Render the material again word for word, skipping the pictures in it.

-- Start of Recorded data --

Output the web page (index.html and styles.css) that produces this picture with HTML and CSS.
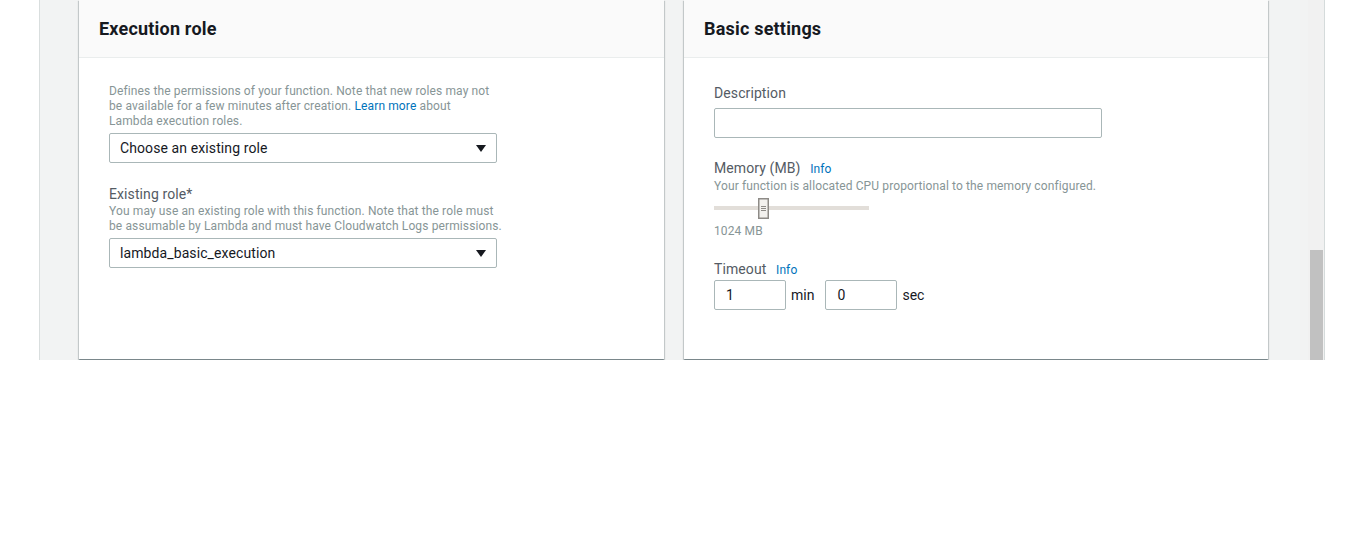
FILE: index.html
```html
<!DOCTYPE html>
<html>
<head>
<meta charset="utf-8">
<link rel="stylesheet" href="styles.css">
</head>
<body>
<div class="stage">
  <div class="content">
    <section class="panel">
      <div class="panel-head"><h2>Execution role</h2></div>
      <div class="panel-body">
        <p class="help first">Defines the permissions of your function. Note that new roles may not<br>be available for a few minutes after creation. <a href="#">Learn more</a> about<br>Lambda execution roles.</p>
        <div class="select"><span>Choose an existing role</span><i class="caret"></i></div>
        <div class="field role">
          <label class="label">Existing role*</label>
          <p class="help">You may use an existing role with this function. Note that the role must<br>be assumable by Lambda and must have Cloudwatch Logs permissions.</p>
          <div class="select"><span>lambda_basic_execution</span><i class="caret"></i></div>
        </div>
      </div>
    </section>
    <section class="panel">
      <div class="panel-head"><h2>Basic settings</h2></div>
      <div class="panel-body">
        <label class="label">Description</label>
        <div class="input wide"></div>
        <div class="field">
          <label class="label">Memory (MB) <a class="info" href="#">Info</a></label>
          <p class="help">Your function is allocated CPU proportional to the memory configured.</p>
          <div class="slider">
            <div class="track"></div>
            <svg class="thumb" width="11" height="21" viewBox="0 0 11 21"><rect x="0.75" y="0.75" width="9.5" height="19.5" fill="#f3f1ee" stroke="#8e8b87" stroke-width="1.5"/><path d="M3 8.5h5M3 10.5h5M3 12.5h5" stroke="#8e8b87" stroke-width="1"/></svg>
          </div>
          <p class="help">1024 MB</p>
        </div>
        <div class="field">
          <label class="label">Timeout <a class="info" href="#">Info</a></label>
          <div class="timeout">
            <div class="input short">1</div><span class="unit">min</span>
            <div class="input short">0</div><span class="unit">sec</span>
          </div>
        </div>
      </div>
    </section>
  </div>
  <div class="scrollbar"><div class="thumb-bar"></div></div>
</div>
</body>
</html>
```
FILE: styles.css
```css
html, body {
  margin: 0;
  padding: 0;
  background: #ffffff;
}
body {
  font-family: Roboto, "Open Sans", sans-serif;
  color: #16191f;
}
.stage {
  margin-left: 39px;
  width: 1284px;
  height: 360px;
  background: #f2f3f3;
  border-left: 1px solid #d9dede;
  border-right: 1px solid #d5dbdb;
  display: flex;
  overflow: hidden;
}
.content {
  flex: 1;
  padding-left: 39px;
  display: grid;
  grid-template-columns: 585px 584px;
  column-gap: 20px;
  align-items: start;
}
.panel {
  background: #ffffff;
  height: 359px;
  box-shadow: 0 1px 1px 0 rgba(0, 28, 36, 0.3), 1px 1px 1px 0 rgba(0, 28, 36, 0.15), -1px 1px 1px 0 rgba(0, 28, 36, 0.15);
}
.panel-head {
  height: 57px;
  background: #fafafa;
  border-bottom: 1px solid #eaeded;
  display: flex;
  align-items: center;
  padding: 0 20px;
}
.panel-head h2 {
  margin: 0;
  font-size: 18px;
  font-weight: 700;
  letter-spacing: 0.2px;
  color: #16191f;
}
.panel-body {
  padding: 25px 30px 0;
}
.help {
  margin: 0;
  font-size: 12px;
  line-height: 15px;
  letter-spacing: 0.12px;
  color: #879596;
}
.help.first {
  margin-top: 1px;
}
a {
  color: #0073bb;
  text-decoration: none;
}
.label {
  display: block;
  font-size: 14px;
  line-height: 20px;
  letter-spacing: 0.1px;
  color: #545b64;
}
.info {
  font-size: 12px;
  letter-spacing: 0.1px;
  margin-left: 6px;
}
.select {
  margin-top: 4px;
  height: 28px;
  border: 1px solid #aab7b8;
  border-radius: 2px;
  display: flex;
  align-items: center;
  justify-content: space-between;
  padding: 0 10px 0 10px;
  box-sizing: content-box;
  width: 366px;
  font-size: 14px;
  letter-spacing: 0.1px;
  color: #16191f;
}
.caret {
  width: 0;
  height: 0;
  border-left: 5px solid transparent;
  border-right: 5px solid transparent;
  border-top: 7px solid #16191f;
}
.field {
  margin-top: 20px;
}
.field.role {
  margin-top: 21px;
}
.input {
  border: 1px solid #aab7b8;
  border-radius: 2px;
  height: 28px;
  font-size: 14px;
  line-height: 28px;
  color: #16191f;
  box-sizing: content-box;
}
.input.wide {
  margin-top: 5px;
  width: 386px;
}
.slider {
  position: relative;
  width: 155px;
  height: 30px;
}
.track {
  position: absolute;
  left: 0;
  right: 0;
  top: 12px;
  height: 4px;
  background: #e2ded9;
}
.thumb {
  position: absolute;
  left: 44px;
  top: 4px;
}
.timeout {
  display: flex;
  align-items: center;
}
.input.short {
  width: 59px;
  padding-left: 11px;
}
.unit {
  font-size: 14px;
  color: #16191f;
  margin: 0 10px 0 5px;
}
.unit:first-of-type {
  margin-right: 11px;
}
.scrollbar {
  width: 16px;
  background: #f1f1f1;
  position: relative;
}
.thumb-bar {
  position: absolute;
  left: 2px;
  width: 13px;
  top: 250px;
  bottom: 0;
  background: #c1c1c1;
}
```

-- End of Recorded data --

- [Answer to this exercise]
Output the web page (index.html and styles.css) that produces this picture with HTML and CSS.
FILE: index.html
```html
<!DOCTYPE html>
<html>
<head>
<meta charset="utf-8">
<link rel="stylesheet" href="styles.css">
</head>
<body>
<div class="stage">
  <div class="content">
    <section class="panel">
      <div class="panel-head"><h2>Execution role</h2></div>
      <div class="panel-body">
        <p class="help first">Defines the permissions of your function. Note that new roles may not<br>be available for a few minutes after creation. <a href="#">Learn more</a> about<br>Lambda execution roles.</p>
        <div class="select"><span>Choose an existing role</span><i class="caret"></i></div>
        <div class="field role">
          <label class="label">Existing role*</label>
          <p class="help">You may use an existing role with this function. Note that the role must<br>be assumable by Lambda and must have Cloudwatch Logs permissions.</p>
          <div class="select"><span>lambda_basic_execution</span><i class="caret"></i></div>
        </div>
      </div>
    </section>
    <section class="panel">
      <div class="panel-head"><h2>Basic settings</h2></div>
      <div class="panel-body">
        <label class="label">Description</label>
        <div class="input wide"></div>
        <div class="field">
          <label class="label">Memory (MB) <a class="info" href="#">Info</a></label>
          <p class="help">Your function is allocated CPU proportional to the memory configured.</p>
          <div class="slider">
            <div class="track"></div>
            <svg class="thumb" width="11" height="21" viewBox="0 0 11 21"><rect x="0.75" y="0.75" width="9.5" height="19.5" fill="#f3f1ee" stroke="#8e8b87" stroke-width="1.5"/><path d="M3 8.5h5M3 10.5h5M3 12.5h5" stroke="#8e8b87" stroke-width="1"/></svg>
          </div>
          <p class="help">1024 MB</p>
        </div>
        <div class="field">
          <label class="label">Timeout <a class="info" href="#">Info</a></label>
          <div class="timeout">
            <div class="input short">1</div><span class="unit">min</span>
            <div class="input short">0</div><span class="unit">sec</span>
          </div>
        </div>
      </div>
    </section>
  </div>
  <div class="scrollbar"><div class="thumb-bar"></div></div>
</div>
</body>
</html>
```
FILE: styles.css
```css
html, body {
  margin: 0;
  padding: 0;
  background: #ffffff;
}
body {
  font-family: Roboto, "Open Sans", sans-serif;
  color: #16191f;
}
.stage {
  margin-left: 39px;
  width: 1284px;
  height: 360px;
  background: #f2f3f3;
  border-left: 1px solid #d9dede;
  border-right: 1px solid #d5dbdb;
  display: flex;
  overflow: hidden;
}
.content {
  flex: 1;
  padding-left: 39px;
  display: grid;
  grid-template-columns: 585px 584px;
  column-gap: 20px;
  align-items: start;
}
.panel {
  background: #ffffff;
  height: 359px;
  box-shadow: 0 1px 1px 0 rgba(0, 28, 36, 0.3), 1px 1px 1px 0 rgba(0, 28, 36, 0.15), -1px 1px 1px 0 rgba(0, 28, 36, 0.15);
}
.panel-head {
  height: 57px;
  background: #fafafa;
  border-bottom: 1px solid #eaeded;
  display: flex;
  align-items: center;
  padding: 0 20px;
}
.panel-head h2 {
  margin: 0;
  font-size: 18px;
  font-weight: 700;
  letter-spacing: 0.2px;
  color: #16191f;
}
.panel-body {
  padding: 25px 30px 0;
}
.help {
  margin: 0;
  font-size: 12px;
  line-height: 15px;
  letter-spacing: 0.12px;
  color: #879596;
}
.help.first {
  margin-top: 1px;
}
a {
  color: #0073bb;
  text-decoration: none;
}
.label {
  display: block;
  font-size: 14px;
  line-height: 20px;
  letter-spacing: 0.1px;
  color: #545b64;
}
.info {
  font-size: 12px;
  letter-spacing: 0.1px;
  margin-left: 6px;
}
.select {
  margin-top: 4px;
  height: 28px;
  border: 1px solid #aab7b8;
  border-radius: 2px;
  display: flex;
  align-items: center;
  justify-content: space-between;
  padding: 0 10px 0 10px;
  box-sizing: content-box;
  width: 366px;
  font-size: 14px;
  letter-spacing: 0.1px;
  color: #16191f;
}
.caret {
  width: 0;
  height: 0;
  border-left: 5px solid transparent;
  border-right: 5px solid transparent;
  border-top: 7px solid #16191f;
}
.field {
  margin-top: 20px;
}
.field.role {
  margin-top: 21px;
}
.input {
  border: 1px solid #aab7b8;
  border-radius: 2px;
  height: 28px;
  font-size: 14px;
  line-height: 28px;
  color: #16191f;
  box-sizing: content-box;
}
.input.wide {
  margin-top: 5px;
  width: 386px;
}
.slider {
  position: relative;
  width: 155px;
  height: 30px;
}
.track {
  position: absolute;
  left: 0;
  right: 0;
  top: 12px;
  height: 4px;
  background: #e2ded9;
}
.thumb {
  position: absolute;
  left: 44px;
  top: 4px;
}
.timeout {
  display: flex;
  align-items: center;
}
.input.short {
  width: 59px;
  padding-left: 11px;
}
.unit {
  font-size: 14px;
  color: #16191f;
  margin: 0 10px 0 5px;
}
.unit:first-of-type {
  margin-right: 11px;
}
.scrollbar {
  width: 16px;
  background: #f1f1f1;
  position: relative;
}
.thumb-bar {
  position: absolute;
  left: 2px;
  width: 13px;
  top: 250px;
  bottom: 0;
  background: #c1c1c1;
}
```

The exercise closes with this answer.